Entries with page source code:
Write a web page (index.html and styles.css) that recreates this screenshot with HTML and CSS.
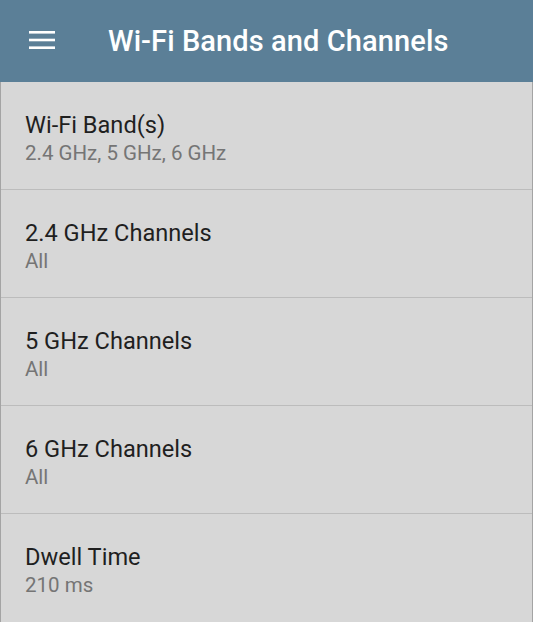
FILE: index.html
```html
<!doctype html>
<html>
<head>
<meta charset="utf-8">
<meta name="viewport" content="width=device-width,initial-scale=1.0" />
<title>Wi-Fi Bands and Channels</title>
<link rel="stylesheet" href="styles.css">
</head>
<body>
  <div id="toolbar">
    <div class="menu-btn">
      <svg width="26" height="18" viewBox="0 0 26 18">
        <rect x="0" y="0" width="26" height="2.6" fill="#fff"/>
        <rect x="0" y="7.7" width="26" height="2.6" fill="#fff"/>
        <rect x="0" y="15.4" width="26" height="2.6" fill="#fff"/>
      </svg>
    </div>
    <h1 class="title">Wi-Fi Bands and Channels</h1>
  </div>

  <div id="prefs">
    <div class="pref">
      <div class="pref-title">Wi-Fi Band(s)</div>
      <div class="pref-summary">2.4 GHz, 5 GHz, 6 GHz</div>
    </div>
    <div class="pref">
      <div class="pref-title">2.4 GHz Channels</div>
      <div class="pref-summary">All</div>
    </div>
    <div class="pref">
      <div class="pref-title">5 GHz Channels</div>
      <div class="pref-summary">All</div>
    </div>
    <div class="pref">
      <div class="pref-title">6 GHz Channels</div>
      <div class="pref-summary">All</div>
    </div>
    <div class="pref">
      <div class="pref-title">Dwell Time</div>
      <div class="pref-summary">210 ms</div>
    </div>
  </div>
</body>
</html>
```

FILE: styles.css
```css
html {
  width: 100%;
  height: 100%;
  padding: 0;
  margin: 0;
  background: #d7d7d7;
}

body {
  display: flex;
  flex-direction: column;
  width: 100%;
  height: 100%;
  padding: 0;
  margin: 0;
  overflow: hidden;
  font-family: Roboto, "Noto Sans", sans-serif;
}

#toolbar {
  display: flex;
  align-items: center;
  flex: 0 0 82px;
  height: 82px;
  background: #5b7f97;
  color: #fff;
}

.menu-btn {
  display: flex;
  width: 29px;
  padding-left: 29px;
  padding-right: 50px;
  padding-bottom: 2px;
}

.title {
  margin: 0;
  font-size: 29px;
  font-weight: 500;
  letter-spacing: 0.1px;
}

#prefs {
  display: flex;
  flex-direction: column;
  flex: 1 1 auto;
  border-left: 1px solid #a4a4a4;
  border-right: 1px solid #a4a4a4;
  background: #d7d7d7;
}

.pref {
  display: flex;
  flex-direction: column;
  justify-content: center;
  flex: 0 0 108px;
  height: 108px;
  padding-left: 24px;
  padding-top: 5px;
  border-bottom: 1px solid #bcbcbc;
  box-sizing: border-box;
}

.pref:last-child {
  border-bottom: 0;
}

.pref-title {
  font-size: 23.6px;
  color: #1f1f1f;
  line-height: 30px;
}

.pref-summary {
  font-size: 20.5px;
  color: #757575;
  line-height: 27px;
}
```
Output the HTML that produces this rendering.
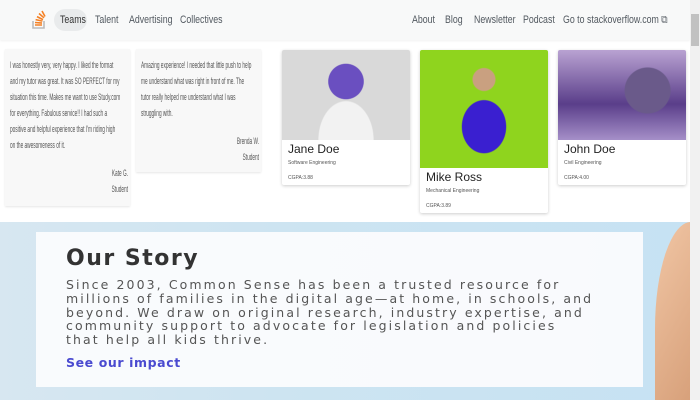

WHAT NEEDS TO BE DONE.
Gather up the lines that contain the word "this".

OUTPUT BELOW.
Write a web page (index.html and styles.css) that recreates this screenshot with HTML and CSS.
Output the HTML that produces this rendering.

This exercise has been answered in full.